## DATASET ROWS
- - - - - - -
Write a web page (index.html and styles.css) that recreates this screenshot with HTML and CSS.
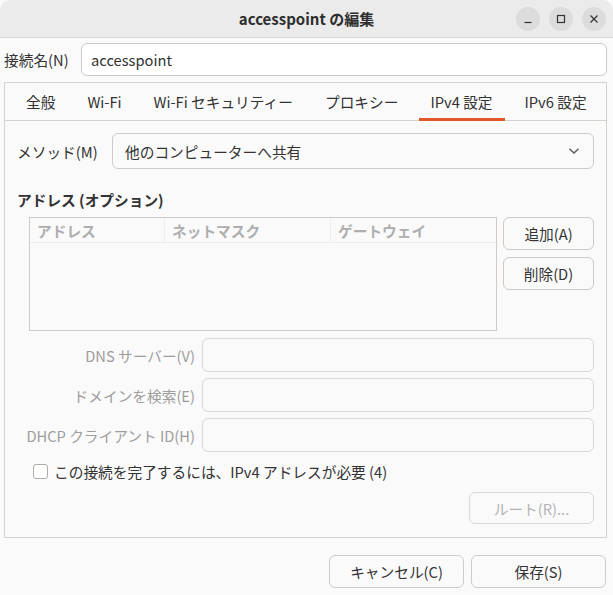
FILE: index.html
```html
<!DOCTYPE html>
<html lang="ja">
<head>
<meta charset="utf-8">
<link rel="stylesheet" href="styles.css">
</head>
<body>
<div class="window">
  <header class="titlebar">
    <div class="tb-spacer"></div>
    <div class="title">accesspoint の編集</div>
    <div class="controls">
      <span class="wbtn"><svg width="10" height="10" viewBox="0 0 10 10"><path d="M1.5 8.5h7" stroke="#333" stroke-width="1.2" fill="none"/></svg></span>
      <span class="wbtn"><svg width="10" height="10" viewBox="0 0 10 10"><rect x="1.5" y="1.5" width="7" height="7" stroke="#333" stroke-width="1.2" fill="none"/></svg></span>
      <span class="wbtn"><svg width="10" height="10" viewBox="0 0 10 10"><path d="M1.5 1.5l7 7M8.5 1.5l-7 7" stroke="#333" stroke-width="1.2" fill="none"/></svg></span>
    </div>
  </header>

  <div class="name-row">
    <label class="name-label">接続名(N)</label>
    <div class="entry name-entry">accesspoint</div>
  </div>

  <div class="notebook">
    <div class="tabs">
      <div class="tab">全般</div>
      <div class="tab">Wi-Fi</div>
      <div class="tab">Wi-Fi セキュリティー</div>
      <div class="tab">プロキシー</div>
      <div class="tab active">IPv4 設定</div>
      <div class="tab">IPv6 設定</div>
    </div>
    <div class="page">
      <div class="method-row">
        <span class="method-label">メソッド(M)</span>
        <div class="combo">
          <span>他のコンピューターへ共有</span>
          <svg class="chev" width="12" height="8" viewBox="0 0 12 8"><path d="M1.5 1.8l4.5 4.2 4.5-4.2" stroke="#555" stroke-width="1.3" fill="none"/></svg>
        </div>
      </div>

      <div class="section-title">アドレス (オプション)</div>

      <div class="addr-area">
        <div class="table">
          <div class="thead">
            <div class="th c1">アドレス</div>
            <div class="th c2">ネットマスク</div>
            <div class="th c3">ゲートウェイ</div>
          </div>
        </div>
        <div class="side-btns">
          <div class="btn">追加(A)</div>
          <div class="btn">削除(D)</div>
        </div>
      </div>

      <div class="form">
        <div class="frow">
          <span class="flabel">DNS サーバー(V)</span>
          <div class="field"></div>
        </div>
        <div class="frow">
          <span class="flabel">ドメインを検索(E)</span>
          <div class="field"></div>
        </div>
        <div class="frow">
          <span class="flabel">DHCP クライアント ID(H)</span>
          <div class="field"></div>
        </div>
      </div>

      <div class="check-row">
        <span class="checkbox"></span>
        <span>この接続を完了するには、IPv4 アドレスが必要 (4)</span>
      </div>

      <div class="route-row">
        <div class="btn route disabled-btn">ルート(R)...</div>
      </div>
    </div>
  </div>

  <div class="actions">
    <div class="btn action">キャンセル(C)</div>
    <div class="btn action">保存(S)</div>
  </div>
</div>
</body>
</html>
```

FILE: styles.css
```css
* { box-sizing: border-box; }
html, body {
  margin: 0;
  padding: 0;
  background: #fafafa;
}
body {
  width: 613px;
  height: 595px;
  overflow: hidden;
  font-family: "Noto Sans CJK JP", "Noto Sans", sans-serif;
  font-size: 14.7px;
  color: #333333;
}
.window {
  width: 613px;
  height: 595px;
  background: #fafafa;
}
.titlebar {
  height: 38px;
  background: #ebebeb;
  border-bottom: 1px solid #d9d9d9;
  border-radius: 10px 10px 0 0;
  display: grid;
  grid-template-columns: 1fr auto 1fr;
  align-items: center;
}
.title {
  font-weight: bold;
  font-size: 15px;
  color: #2e2e2e;
}
.controls {
  display: flex;
  justify-content: flex-end;
  gap: 9px;
  padding-right: 7px;
}
.wbtn {
  width: 24px;
  height: 24px;
  border-radius: 50%;
  background: #dcdcdc;
  display: flex;
  align-items: center;
  justify-content: center;
}
.name-row {
  display: flex;
  align-items: center;
  gap: 12px;
  margin: 5px 6px 0 4px;
}
.name-label { width: 65px; white-space: nowrap; }
.entry {
  height: 33px;
  background: #ffffff;
  border: 1px solid #cfcac5;
  border-radius: 6px;
  display: flex;
  align-items: center;
  padding: 0 9px;
}
.name-entry { flex: 1; }
.notebook {
  margin: 6px 6px 0 4px;
  width: 603px;
  height: 456px;
  border: 1px solid #d6d2ce;
  background: #fafafa;
}
.tabs {
  height: 38px;
  display: flex;
  padding-left: 5px;
  border-bottom: 1px solid #d6d2ce;
}
.tab {
  padding: 0 16px;
  display: flex;
  align-items: center;
  white-space: nowrap;
  position: relative;
}
.tab.active::after {
  content: "";
  position: absolute;
  left: 5px;
  right: 4px;
  bottom: -1px;
  height: 3px;
  background: #e2582b;
}
.page {
  width: 601px;
  padding: 12px 12px 0 12px;
}
.method-row {
  display: flex;
  align-items: center;
  gap: 11px;
}
.method-label { width: 84px; white-space: nowrap; }
.combo {
  flex: 1;
  height: 36px;
  border: 1px solid #cfcac5;
  border-radius: 6px;
  background: #fafafa;
  display: flex;
  align-items: center;
  justify-content: space-between;
  padding: 0 13px 0 12px;
}
.section-title {
  margin-top: 21px;
  line-height: 20px;
  font-weight: bold;
}
.addr-area {
  margin-top: 7px;
  margin-left: 12px;
  display: flex;
  gap: 6px;
}
.table {
  width: 468px;
  height: 114px;
  border: 1px solid #cfcac5;
  background: #fafafa;
}
.thead {
  display: flex;
  height: 25px;
  border-bottom: 1px solid #f0eeec;
}
.th {
  color: #aeaeae;
  font-weight: bold;
  display: flex;
  align-items: center;
  padding-left: 7px;
  border-right: 1px solid #f0eeec;
}
.c1 { width: 135px; }
.c2 { width: 166px; }
.c3 { flex: 1; border-right: none; }
.side-btns {
  flex: 1;
  display: flex;
  flex-direction: column;
  gap: 7px;
}
.btn {
  height: 33px;
  border: 1px solid #cfcac5;
  border-radius: 6px;
  background: #fafafa;
  display: flex;
  align-items: center;
  justify-content: center;
  white-space: nowrap;
}
.form {
  margin-top: 7px;
  width: 577px;
  display: grid;
  row-gap: 6px;
}
.frow {
  display: grid;
  grid-template-columns: 178px 392px;
  column-gap: 7px;
  align-items: center;
}
.flabel {
  text-align: right;
  color: #9d9d9d;
  white-space: nowrap;
}
.field {
  height: 34px;
  background: #fafafa;
  border: 1px solid #dcd8d4;
  border-radius: 6px;
}
.check-row {
  margin-top: 9px;
  margin-left: 16px;
  height: 20px;
  display: flex;
  align-items: center;
  gap: 6px;
}
.checkbox {
  width: 15px;
  height: 15px;
  border: 1px solid #b0aca8;
  border-radius: 3px;
  background: #ffffff;
}
.route-row {
  margin-top: 11px;
  display: flex;
  justify-content: flex-end;
}
.route {
  width: 125px;
  height: 32px;
}
.disabled-btn {
  color: #b3b3b3;
  border-color: #dcd8d4;
}
.actions {
  margin-top: 17px;
  padding-right: 7px;
  display: flex;
  justify-content: flex-end;
  gap: 7px;
}
.action {
  width: 135px;
  height: 33px;
}
```
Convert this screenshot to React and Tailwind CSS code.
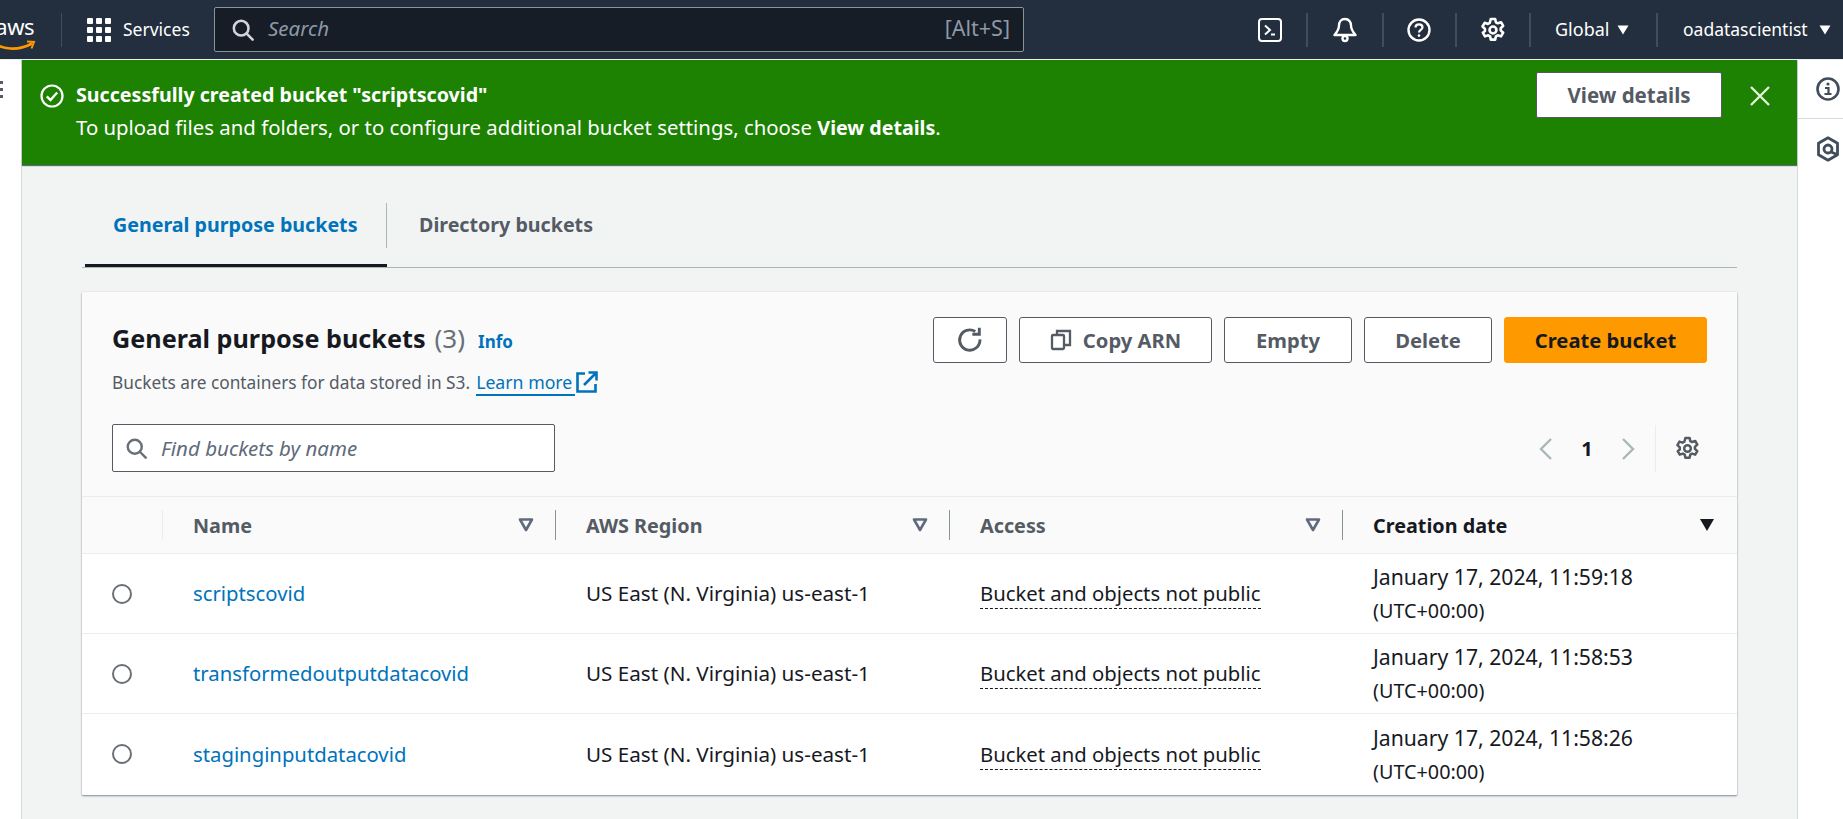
import React from "react";

const F = { fontFamily: '"Noto Sans", "Open Sans", sans-serif' };

const Sep = ({ cls = "" }) => <div className={`w-[2px] h-[34px] bg-[#414d5c] ${cls}`} />;

const Caret = ({ cls = "" }) => (
  <svg viewBox="0 0 12 10" className={`w-[12px] h-[10px] ${cls}`}><path d="M0.5 0.5h11L6 9.5z" fill="currentColor" /></svg>
);

const Gear = ({ cls = "" }) => (
  <svg viewBox="0 0 24 24" className={cls} fill="none" stroke="currentColor" strokeWidth="2.4" strokeLinejoin="round">
    <path d="M10 1.800h4l.7 3.100 1.700.9 3-1 2 3.400-2.300 2.200v1.900l2.300 2.200-2 3.400-3-1-1.700.9-.7 3.100h-4l-.7-3.100-1.700-.9-3 1-2-3.400L4.600 12.900v-1.900L2.300 8.800l2-3.400 3 1 1.700-.9z" />
    <circle cx="12" cy="12" r="3.200" />
  </svg>
);

const SearchIcon = ({ cls = "" }) => (
  <svg viewBox="0 0 24 24" className={cls} fill="none" stroke="currentColor" strokeWidth="2.800" strokeLinecap="round">
    <circle cx="10" cy="10" r="8" /><path d="M16 16l6.500 6.500" />
  </svg>
);

const Filter = () => (
  <svg viewBox="0 0 16 14" className="w-[16px] h-[14px] text-[#5f6b7a]"><path d="M2 1.500h12L8 12z" fill="none" stroke="currentColor" strokeWidth="2.600" strokeLinejoin="round" /></svg>
);

function TopBar() {
  return (
    <header className="h-[59px] shrink-0 bg-[#232f3e] flex items-center text-white">
      <div className="w-[36px] h-[44px] overflow-hidden flex justify-end shrink-0">
        <div className="relative w-[50px] shrink-0">
          <span className="absolute right-[2px] top-[6px] text-[22px] leading-[24px] tracking-[-0.5px]">aws</span>
          <svg viewBox="0 0 50 12" className="absolute right-0 top-[32px] w-[50px] h-[12px]">
            <path d="M4 1c12 9 28 10 41 3" fill="none" stroke="#f90" strokeWidth="2.600" strokeLinecap="round" />
            <path d="M41 1.500l7 .5-2.500 6.500" fill="none" stroke="#f90" strokeWidth="2" />
          </svg>
        </div>
      </div>
      <div className="w-[1px] h-[34px] bg-[#414d5c] ml-[25px]" />
      <div className="grid grid-cols-3 gap-[3px] w-[24px] h-[24px] ml-[25px]">
        {Array.from({ length: 9 }).map((_, i) => <span key={i} className="bg-white rounded-[1px]" />)}
      </div>
      <span className="ml-[12px] text-[17.500px] leading-[24px] -mt-[2px] w-[67px] whitespace-nowrap">Services</span>
      <div className="ml-[24px] w-[810px] h-[45px] rounded-[2px] border border-[#879596] bg-[#161d26] flex items-center pl-[17px] pr-[13px]">
        <SearchIcon cls="w-[22px] h-[22px] text-[#d1d5db]" />
        <span className="ml-[14px] text-[20.500px] leading-[28px] -mt-[4px] italic text-[#8d99a8]">Search</span>
        <span className="ml-auto text-[21.500px] leading-[28px] -mt-[4px] text-[#8d99a8]">[Alt+S]</span>
      </div>

      <div className="ml-[234px] w-[24px] h-[24px] rounded-[4px] border-[2.500px] border-white flex items-center justify-center shrink-0">
        <svg viewBox="0 0 16 16" className="w-[16px] h-[16px]"><path d="M3 3.500L8 8l-5 4.500" fill="none" stroke="white" strokeWidth="2" /><path d="M9 12.500h4" stroke="white" strokeWidth="2" /></svg>
      </div>
      <Sep cls="ml-[24px]" />
      <svg viewBox="0 0 26 26" className="w-[26px] h-[26px] ml-[24px]" fill="none" stroke="white" strokeWidth="2.400" strokeLinejoin="round">
        <path d="M13 2c-4 0-6 3-6 6.500 0 4-1.500 6-4.500 9.500h21c-3-3.500-4.500-5.500-4.500-9.500C19 5 17 2 13 2z" />
        <circle cx="13" cy="21.500" r="2.500" />
      </svg>
      <Sep cls="ml-[24px]" />
      <svg viewBox="0 0 24 24" className="w-[24px] h-[24px] ml-[23px]" fill="none" stroke="white" strokeWidth="2.400">
        <circle cx="12" cy="12" r="10.500" />
        <path d="M8.500 9.500c0-2 1.500-3.200 3.500-3.200s3.500 1.200 3.500 3c0 2.700-3.500 2.500-3.500 5.200" strokeWidth="2.200" />
        <circle cx="12" cy="17.600" r="1.300" fill="white" stroke="none" />
      </svg>
      <Sep cls="ml-[24px]" />
      <Gear cls="w-[26px] h-[26px] ml-[23px] text-white" />
      <Sep cls="ml-[23px]" />
      <span className="ml-[24px] w-[53px] text-[18px] leading-[24px] -mt-[2px]">Global</span>
      <Caret cls="ml-[9px] text-white" />
      <Sep cls="ml-[27px]" />
      <span className="ml-[25px] w-[126px] text-[17.500px] leading-[24px] -mt-[2px] whitespace-nowrap">oadatascientist</span>
      <Caret cls="ml-[10px] text-white" />
    </header>
  );
}

function Banner() {
  return (
    <div className="h-[105px] bg-[#1d8102] flex items-start text-white shadow-[0_1px_1px_#5f6b7a] relative">
      <svg viewBox="0 0 24 24" className="w-[24px] h-[24px] ml-[18px] mt-[24px] shrink-0" fill="none" stroke="white" strokeWidth="2.200">
        <circle cx="12" cy="12" r="10.500" /><path d="M6.800 12.300l3.700 3.700 6.700-7.500" strokeWidth="2.400" />
      </svg>
      <div className="ml-[12px] mt-[19px]">
        <div className="text-[19.650px] leading-[32px] font-bold">Successfully created bucket "scriptscovid"</div>
        <div className="text-[20.350px] leading-[33px]">To upload files and folders, or to configure additional bucket settings, choose <b className="text-[19.650px]">View details</b>.</div>
      </div>
      <button className="ml-auto mt-[12px] w-[186px] h-[46px] rounded-[2px] bg-white border border-[#545b64] text-[#545b64] text-[20.500px] font-bold">View details</button>
      <svg viewBox="0 0 22 22" className="w-[22px] h-[22px] ml-[27px] mr-[26px] mt-[25px] shrink-0" fill="none" stroke="#e4eee0" strokeWidth="2.400"><path d="M2 2l18 18M20 2L2 20" /></svg>
    </div>
  );
}

const Btn = ({ w, children, primary }) => (
  <button className={`h-[46px] ${w} rounded-[3px] border text-[20.200px] font-bold flex items-center justify-center ${primary ? "bg-[#ff9900] border-[#ff9900] text-[#16191f]" : "bg-white border-[#545b64] text-[#545b64]"}`}>
    {children}
  </button>
);

const rows = [
  ["scriptscovid", "January 17, 2024, 11:59:18"],
  ["transformedoutputdatacovid", "January 17, 2024, 11:58:53"],
  ["staginginputdatacovid", "January 17, 2024, 11:58:26"],
];

const cols = "grid grid-cols-[81px_393px_394px_393px_394px]";

function Card() {
  return (
    <section className="ml-[60px] mt-[24px] w-[1655px] h-[503px] bg-white shadow-[0_1px_2px_#7d8998,0_0_1px_#c5cbd1] rounded-[1px] overflow-hidden">
      <div className="h-[204px] bg-[#fafafa] relative flex justify-between">
        <div className="pl-[30px] pt-[27px]">
          <div className="flex items-baseline h-[38px]">
            <h2 className="text-[25.200px] leading-[38px] font-bold text-[#16191f] whitespace-nowrap">General purpose buckets</h2>
            <span className="ml-[9px] text-[26px] leading-[38px] text-[#687078]">(3)</span>
            <span className="ml-[13px] text-[17px] font-bold text-[#0073bb]">Info</span>
          </div>
          <div className="flex items-center text-[17.300px] text-[#545b64] mt-[13px] h-[26px] whitespace-nowrap">
            <span>Buckets are containers for data stored in S3.</span>
            <span className="ml-[6px] pr-[3px] text-[17.700px] text-[#0073bb] border-b-2 border-[#0073bb] leading-[24px]">Learn more</span>
            <svg viewBox="0 0 22 22" className="w-[22px] h-[22px] ml-[1px] mb-[2px]" fill="none" stroke="#0073bb" strokeWidth="2.600">
              <path d="M9 2.500H1.500v18h18V13" /><path d="M8 14L20 2M12.500 1.500h8v8" />
            </svg>
          </div>
          <div className="mt-[28px] w-[443px] h-[48px] rounded-[2px] border border-[#545b64] bg-white flex items-center pl-[13px]">
            <SearchIcon cls="w-[21px] h-[21px] text-[#687078]" />
            <span className="ml-[14px] text-[20.500px] italic text-[#5f6b7a]">Find buckets by name</span>
          </div>
        </div>
        <div className="pr-[30px] pt-[25px] flex flex-col items-end">
          <div className="flex gap-[12px]">
            <Btn w="w-[74px]">
              <svg viewBox="0 0 24 24" className="w-[28px] h-[28px]" fill="none" stroke="currentColor" strokeWidth="2.500">
                <path d="M20.500 11.500a8.700 8.700 0 1 1-4-6.800" /><path d="M20 1.500v5.500h-6" />
              </svg>
            </Btn>
            <Btn w="w-[193px]">
              <svg viewBox="0 0 22 22" className="w-[22px] h-[22px] mr-[11px]" fill="none" stroke="currentColor" strokeWidth="2.300">
                <rect x="2" y="6" width="12" height="14" rx="1" /><path d="M7 6V2h13v14h-6" />
              </svg>
              Copy ARN
            </Btn>
            <Btn w="w-[128px]">Empty</Btn>
            <Btn w="w-[128px]">Delete</Btn>
            <Btn w="w-[203px]" primary>Create bucket</Btn>
          </div>
          <div className="flex items-center mt-[62px] mr-[7px] h-[47px]">
            <svg viewBox="0 0 16 24" className="w-[16px] h-[24px] text-[#aab7b8]" fill="none" stroke="currentColor" strokeWidth="2.400"><path d="M13 2L3 12l10 10" /></svg>
            <span className="w-[66px] text-center text-[20px] font-bold text-[#16191f]">1</span>
            <svg viewBox="0 0 16 24" className="w-[16px] h-[24px] text-[#aab7b8]" fill="none" stroke="currentColor" strokeWidth="2.400"><path d="M3 2l10 10L3 22" /></svg>
            <div className="w-[1px] h-[47px] bg-[#eaeded] ml-[19px]" />
            <Gear cls="w-[25px] h-[25px] ml-[19px] text-[#545b64]" />
          </div>
        </div>
      </div>
      <div className={`${cols} h-[58px] bg-[#fafafa] border-t border-b border-[#eaeded] items-center text-[19.800px] font-bold text-[#545b64]`}>
        <div className="h-[30px] border-r border-[#eaeded]" />
        {["Name", "AWS Region", "Access"].map((h) => (
          <div key={h} className="h-[30px] border-r border-[#879596] flex items-center justify-between pl-[30px] pr-[21px]">
            <span className="mt-[2px]">{h}</span><Filter />
          </div>
        ))}
        <div className="h-[30px] flex items-center justify-between pl-[30px] pr-[22px] text-[#16191f]">
          <span className="mt-[2px]">Creation date</span>
          <svg viewBox="0 0 16 14" className="w-[16px] h-[14px]"><path d="M1 1h14L8 13z" fill="#16191f" /></svg>
        </div>
      </div>
      {rows.map(([name, date], i) => (
        <div key={name} className={`${cols} h-[80px] items-center text-[20.300px] text-[#16191f] ${i < 2 ? "border-b border-[#eaeded]" : ""}`}>
          <div className="flex justify-center pr-[2px]">
            <span className="w-[20px] h-[20px] rounded-full border-2 border-[#687078] bg-white" />
          </div>
          <a className="pl-[30px] text-[#0073bb]">{name}</a>
          <div className="pl-[30px] text-[20.650px]">US East (N. Virginia) us-east-1</div>
          <div className="pl-[30px]"><span className="border-b border-dashed border-[#16191f] pb-[1px]">Bucket and objects not public</span></div>
          <div className="pl-[30px] leading-[33px] text-[19.800px]"><span className="text-[21.200px]">{date}</span><br />(UTC+00:00)</div>
        </div>
      ))}
    </section>
  );
}

export default function App() {
  return (
    <div style={F} className="w-[1843px] h-[819px] overflow-hidden flex flex-col bg-white">
      <TopBar />
      <div className="h-[1px] bg-[#eaeded] shrink-0" />
      <div className="flex flex-1 min-h-0">
        <aside className="w-[22px] shrink-0 bg-white border-r border-[#d5dbdb] pt-[21px]">
          <div className="flex flex-col gap-[4px] -ml-[1px]">
            {[0, 1, 2].map((k) => <span key={k} className="w-[4px] h-[3px] bg-[#545b64]" />)}
          </div>
        </aside>
        <main className="flex-1 min-w-0 bg-[#f2f3f3]">
          <Banner />
          <div className="ml-[60px] mt-[37px] w-[1655px] h-[66px] border-b border-[#aab7b8] flex relative">
            <div className="ml-[3px] w-[302px] h-[65px] border-b-[3px] border-[#16191f] flex">
              <div className="w-full h-[45px] mt-[1px] border-r border-[#aab7b8] flex items-center pl-[28px] text-[19.650px] font-bold text-[#0073bb] whitespace-nowrap"><span className="-mt-[2px]">General purpose buckets</span></div>
            </div>
            <div className="h-[45px] mt-[1px] flex items-center pl-[32px] text-[19.650px] font-bold text-[#545b64]"><span className="-mt-[2px]">Directory buckets</span></div>
          </div>
          <Card />
        </main>
        <aside className="w-[46px] shrink-0 bg-white border-l border-[#d5dbdb]">
          <div className="h-[59px] border-b border-[#d5dbdb] flex items-center pl-[18px]">
            <svg viewBox="0 0 24 24" className="w-[24px] h-[24px] shrink-0" fill="none" stroke="#414d5c" strokeWidth="2.600">
              <circle cx="12" cy="12" r="10.500" /><path d="M9 11h3.500v6M8.500 17h7" strokeWidth="2.200" /><circle cx="12" cy="7" r="1.600" fill="#414d5c" stroke="none" />
            </svg>
          </div>
          <div className="pt-[17px] pl-[18px]">
            <svg viewBox="0 0 24 26" className="w-[24px] h-[26px]" fill="none" stroke="#414d5c" strokeWidth="2.800" strokeLinejoin="round">
              <path d="M12 1.800l9.500 5.500v11.400L12 24.200l-9.500-5.500V7.300z" /><circle cx="12" cy="13" r="4" /><path d="M14 15.500l7 3" />
            </svg>
          </div>
        </aside>
      </div>
    </div>
  );
}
- - - - - - -
## SHORT PROBLEM
Show all lines in the entries above where the word "screenshot" appears.

## SOLUTION FOR THIS EXERCISE
Write a web page (index.html and styles.css) that recreates this screenshot with HTML and CSS.
Convert this screenshot to React and Tailwind CSS code.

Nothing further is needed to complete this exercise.